Why cleantech and wearable robotics now overlap
Clean energy projects often happen across distributed sites and uneven terrain. Solar installations, for example, can require repeated handling of panels and tools in places forklifts cannot easily reach. Grid work and equipment assembly can involve repetitive tasks over long shifts. That makes wearable assistance attractive because it travels with the worker rather than depending on fixed equipment or vehicle access.
The article also points to another potential advantage: substitution at the margins for machinery. If a powered exoskeleton allows a worker to safely perform lifts that might otherwise require a diesel-powered machine, the technology begins to connect worker support with emissions and site logistics. That will not eliminate heavy equipment, but it could change where smaller tasks are handled and how efficiently crews can move.
Data may become as valuable as the hardware
One of the more interesting claims in the source text is that powered systems like Exia generate ergonomic data, including lift frequency, load estimates, and cumulative strain. That makes exoskeletons part of the growing industrial trend toward measurable operations. Instead of relying only on safety reports after injuries happen, employers could theoretically monitor patterns of strain and redesign workflows earlier.
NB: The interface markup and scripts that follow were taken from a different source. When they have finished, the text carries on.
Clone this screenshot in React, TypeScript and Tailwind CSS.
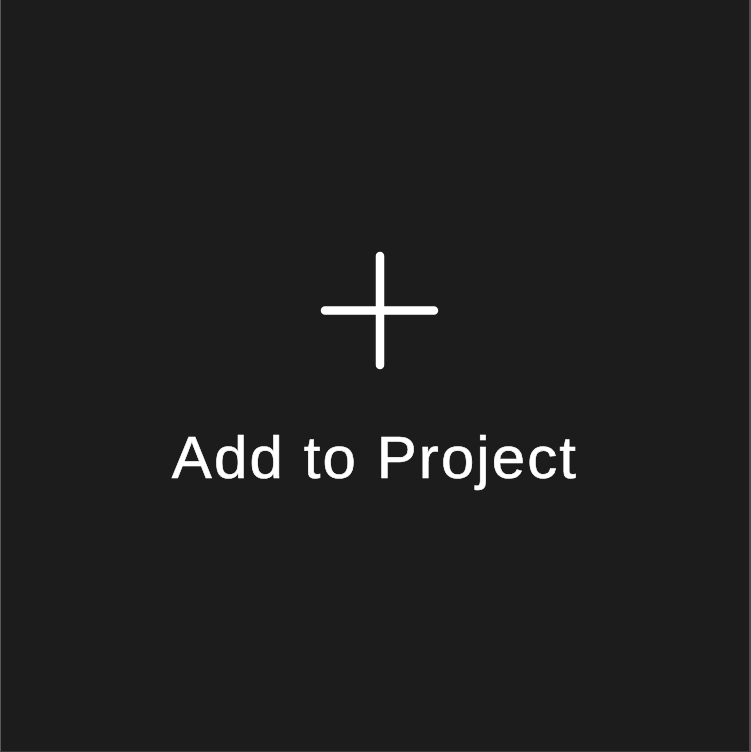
export default function App() {
  return (
    <div className="h-[752px] w-[751px] bg-[#1c1c1c] border-l border-r-2 border-b border-l-[#5a5a5a] border-r-[#4a4a4a] border-b-[#3a3a3a] flex flex-col items-center">
      <svg className="mt-[251px] ml-[10px]" width="120" height="120" viewBox="0 0 120 120" fill="none">
        <path d="M60 5 V114 M5 59.5 H114" stroke="#ffffff" strokeWidth="8.5" strokeLinecap="round" />
      </svg>
      <div
        className="mt-[57px] text-white text-[60px] leading-none tracking-[2.1px] [-webkit-text-stroke:0.6px_white]"
        style={{ fontFamily: '"Liberation Sans", Arial, sans-serif' }}
      >
        Add to Project
      </div>
    </div>
  );
}
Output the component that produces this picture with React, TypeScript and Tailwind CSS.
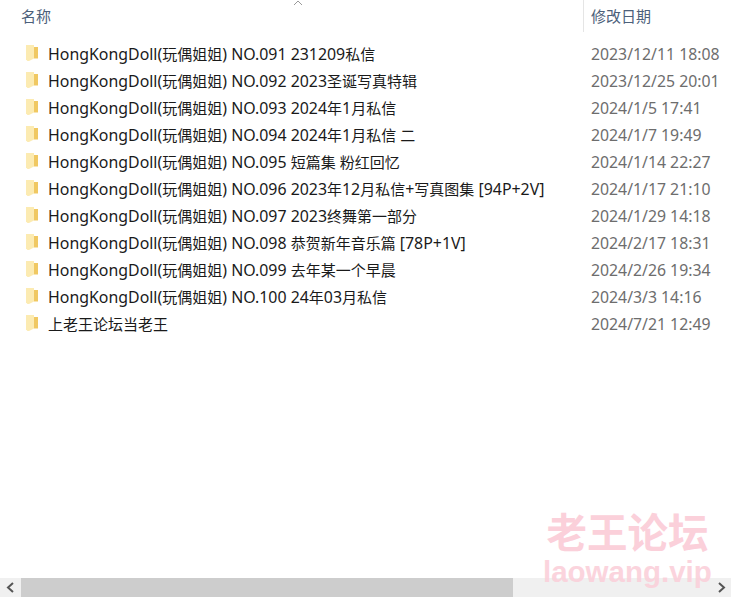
const rows = [
  ["HongKongDoll(玩偶姐姐) NO.091 231209私信", "2023/12/11 18:08"],
  ["HongKongDoll(玩偶姐姐) NO.092 2023圣诞写真特辑", "2023/12/25 20:01"],
  ["HongKongDoll(玩偶姐姐) NO.093 2024年1月私信", "2024/1/5 17:41"],
  ["HongKongDoll(玩偶姐姐) NO.094 2024年1月私信 二", "2024/1/7 19:49"],
  ["HongKongDoll(玩偶姐姐) NO.095 短篇集 粉红回忆", "2024/1/14 22:27"],
  ["HongKongDoll(玩偶姐姐) NO.096 2023年12月私信+写真图集 [94P+2V]", "2024/1/17 21:10"],
  ["HongKongDoll(玩偶姐姐) NO.097 2023终舞第一部分", "2024/1/29 14:18"],
  ["HongKongDoll(玩偶姐姐) NO.098 恭贺新年音乐篇 [78P+1V]", "2024/2/17 18:31"],
  ["HongKongDoll(玩偶姐姐) NO.099 去年某一个早晨", "2024/2/26 19:34"],
  ["HongKongDoll(玩偶姐姐) NO.100 24年03月私信", "2024/3/3 14:16"],
  ["上老王论坛当老王", "2024/7/21 12:49"],
];

// latin runs are set a bit larger than the CJK ones
function MixedText({ text }: { text: string }) {
  const parts = text.split(/([\u4e00-\u9fff]+)/).filter(Boolean);
  return (
    <>
      {parts.map((part, i) =>
        /[\u4e00-\u9fff]/.test(part) ? (
          <span key={i} className="text-[15px]">{part}</span>
        ) : (
          <span key={i} className="text-[15.9px]">{part}</span>
        )
      )}
    </>
  );
}

function FolderIcon() {
  return (
    <svg width="14" height="18" viewBox="0 0 14 18" className="-mt-[1px] shrink-0">
      <path d="M1 1.5h5l1.5 1.5H13v11H1z" fill="#f7dd8c" />
      <path d="M1 1h8v13.5L4 17H2.5L1 15.5z" fill="#fcebb2" />
      <path d="M9 3v11.5H13V3z" fill="#f0c862" />
    </svg>
  );
}

export default function App() {
  return (
    <div className="relative flex h-[597px] w-[731px] flex-col overflow-hidden bg-white font-['Noto_Sans','Noto_Sans_CJK_SC',sans-serif]">
      {/* header */}
      <div className="relative flex h-[32px] shrink-0 text-[15px] text-[#4c607a]">
        <div className="flex w-[583px] items-center pl-[21px]">名称</div>
        <div className="flex flex-1 items-center border-l border-[#e5e5e5] pl-[7px]">修改日期</div>
        <svg width="10" height="6" viewBox="0 0 10 6" className="absolute left-[293px] top-0">
          <path d="M1 5l4-4 4 4" fill="none" stroke="#9a9a9a" strokeWidth="1" />
        </svg>
      </div>

      {/* rows */}
      <div className="flex-1 pt-[8px]">
        {rows.map(([name, date]) => (
          <div key={name} className="flex h-[27px] items-center">
            <div className="flex w-[591px] items-center pl-[25px]">
              <FolderIcon />
              <span className="ml-[9px] whitespace-nowrap leading-[20px] text-[#1a1a1a]">
                <MixedText text={name} />
              </span>
            </div>
            <span className="whitespace-nowrap text-[15.8px] leading-[20px] text-[#6d6d6d]">{date}</span>
          </div>
        ))}
      </div>

      {/* scrollbar */}
      <div className="flex h-[19px] shrink-0 items-center bg-[#f0f0f0]">
        <div className="flex w-[21px] items-center justify-center">
          <svg width="9" height="11" viewBox="0 0 9 11">
            <path d="M7 1L2 5.5 7 10" fill="none" stroke="#555" strokeWidth="2" />
          </svg>
        </div>
        <div className="h-full w-[492px] bg-[#cdcdcd]" />
        <div className="flex flex-1 items-center justify-end pr-[5px]">
          <svg width="9" height="11" viewBox="0 0 9 11">
            <path d="M2 1l5 4.5L2 10" fill="none" stroke="#555" strokeWidth="2" />
          </svg>
        </div>
      </div>

      {/* watermark */}
      <div className="pointer-events-none absolute left-[543px] top-[507px] flex flex-col items-center font-bold text-[#fbd0da]">
        <span className="whitespace-nowrap font-['Noto_Sans_CJK_SC',sans-serif] text-[40.5px] leading-[48px]">老王论坛</span>
        <span className="whitespace-nowrap font-['Liberation_Sans',sans-serif] text-[29.5px] leading-[34px] opacity-90">laowang.vip</span>
      </div>
    </div>
  );
}
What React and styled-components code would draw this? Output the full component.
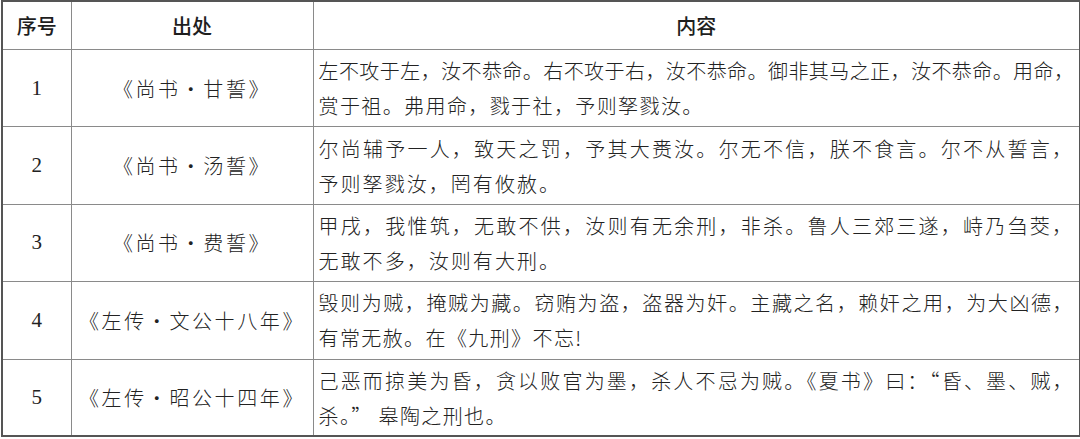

CleanTechnica links that capability to Europe’s Corporate Sustainability Reporting Directive, arguing that quantified evidence of reduced worker strain could become useful to sustainability officers and compliance teams. That is a notable shift. Worker-protection technology is increasingly being framed not only as an occupational health matter, but as a reportable part of corporate performance and resilience.
An industrial tool, not a futuristic gimmick
Exoskeletons have often been treated as futuristic demonstrations in search of a market. The framing here is more grounded. German Bionic says Exia is commercially available and backed by thousands of deployed units, and the company has been acquired by Swiss private equity firm Archimedes Partners. Taken together, those details suggest the sector is moving beyond prototype theater toward operational deployment and consolidation.
That does not mean the category is settled. Adoption still depends on cost, worker acceptance, battery life, comfort, and whether the productivity gains hold up outside pilot programs. But the clean energy workforce offers a compelling proving ground because the pain points are so clear: labor shortages, repetitive strain, and the need to sustain output across a very long build cycle.
The transition will depend on people as much as hardware
The larger takeaway is that the energy transition has a workforce design problem hidden inside its infrastructure problem. Governments can subsidize manufacturing and companies can finance projects, but deployment still depends on human bodies doing demanding work every day. If injury rates, fatigue, or retention become bottlenecks, the physical buildout slows regardless of how favorable policy or demand may be.
German Bionic’s pitch is that powered assistance can move that bottleneck. Even if exoskeletons remain a specialized tool rather than universal equipment, the category addresses a real weakness in the industrial side of decarbonization. As the sector scales, technologies that protect labor capacity may become just as important as technologies that generate clean power.